Quanto ao acordo firmado entre os
autores e o centro radiológico, Marco Buzzi ressaltou que o instrumento
particular de transação, conforme reconhecido pelo Tribunal de origem, não
deixa margem de dúvida acerca da abrangência do pacto, consignando expressamente
que o acordo teve por finalidade encerrar o conflito de interesse existente
entre as partes contratantes, tão-somente, “perdurando assim o litígio somente
em face da Golden Cross”. O relator destacou ainda que, conforme preceitua o
artigo 843 do Código de Processo Civil, os termos de uma transação devem ser
interpretados restritivamente. Nessa medida, os direitos declarados ou
reconhecidos em tal contratação produzem efeitos em relação às partes nela
envolvidas, sem beneficiar ou prejudicar terceiros que dela não fizeram parte
(res inter alios acta). “Atendo-se aos termos pactuados, não se afigura
possível estender os efeitos da quitação conferida ao devedor solidário –
relativa, única e exclusivamente, à sua quota-parte da dívida em comum – ao
codevedor que, na transação, não interveio”, acrescentou.
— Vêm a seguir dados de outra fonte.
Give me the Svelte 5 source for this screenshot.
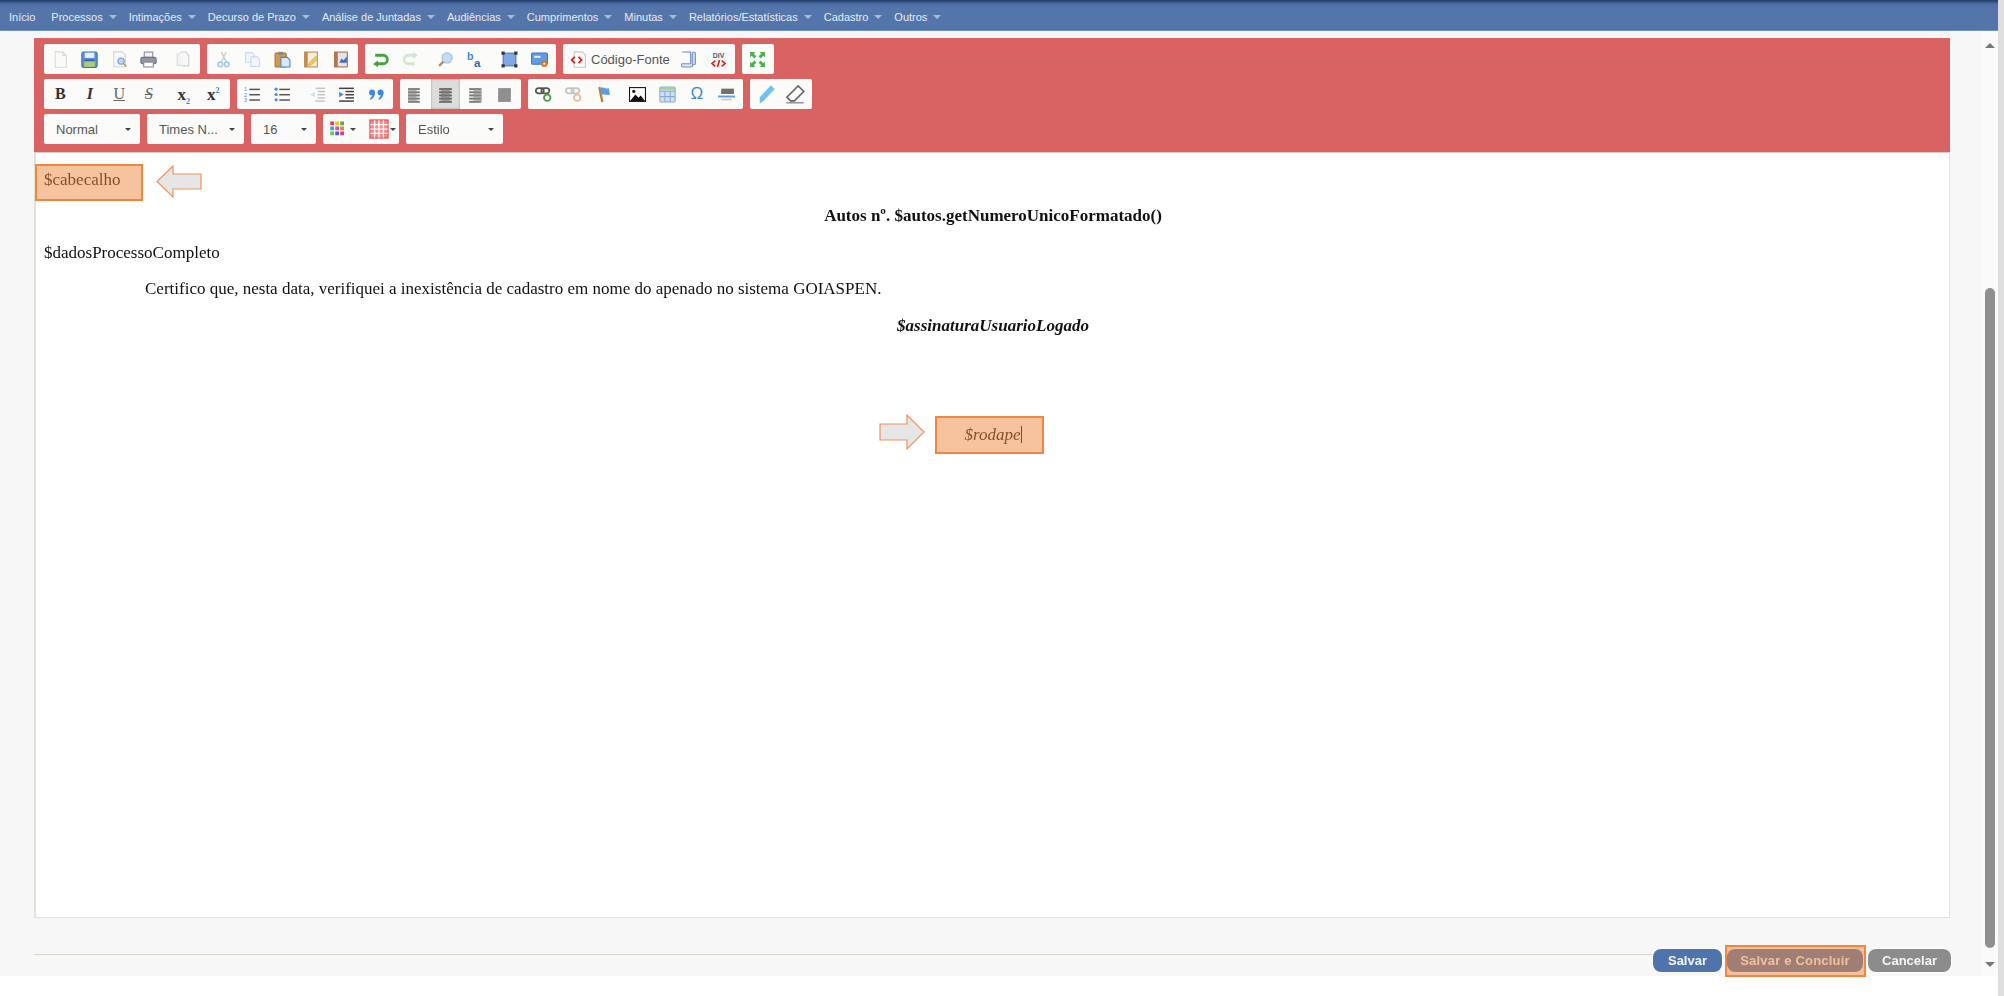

Segundo o ministro, a doutrina e
a jurisprudência reconhecem que “o nascituro, ainda que considerado como
realidade jurídica distinta da pessoa natural, é igualmente titular de direitos
da personalidade (ao menos, reflexamente)”. Assim, ele é merecedor de toda a
proteção do ordenamento jurídico, destinada a garantir o desenvolvimento digno
e saudável no meio intrauterino e o consequente nascimento com vida. Dessa
forma, reconhece-se a possibilidade, em tese, de o nascituro vir a sofrer danos
morais, decorrentes da violação da dignidade da pessoa humana, desde que estes,
de alguma forma, comprometam o seu desenvolvimento. No caso, contudo, segundo o
relator, não se pode falar em dano moral suportado pelo nascituro, pois, no dia
seguinte ao recebimento do resultado do exame com a informação equivocada
quanto à síndrome cromossômica, a mãe foi submetida a novo exame que descartou
esse diagnóstico. “Não se olvida, tampouco se minimiza, o abalo psíquico que os
pais suportaram em virtude de tal equívoco, dano, contudo, que não se pode
estender ao nascituro”, entendeu. Para ele, o erro não pôs em risco a gestação
nem repercutiu na vida da criança, após seu nascimento, visto que os exames que
poderiam acarretar riscos à gravidez não foram feitos. O valor também foi um
ponto mantido pelo relator. Segundo ele, não há razão lógica para que os pais
considerem justo e razoável o valor de R$ 6 mil para que a clínica quite sua
parte da obrigação, mas entendam irrisório tal valor em relação à devedora
remanescente. Além disso, o valor arbitrado, no total de R$ 12 mil, não é
ínfimo, mas “razoável e proporcional aos danos suportados, guardadas as
peculiaridades do caso”.
Por fim, sobre a correção
monetária fixada pelo TJRJ, o ministro Buzzi ressalvou que o vínculo que une as
partes e do qual decorre o dever de indenizar é de natureza contratual, razão
pela qual os juros moratórios referentes à reparação por dano moral, incidem a
partir da citação. “A correção monetária do valor da indenização pelo dano
moral dá-se a partir da data em que restou arbitrada, no caso, por ocasião da
prolação do acórdão que julgou a apelação”, afirmou.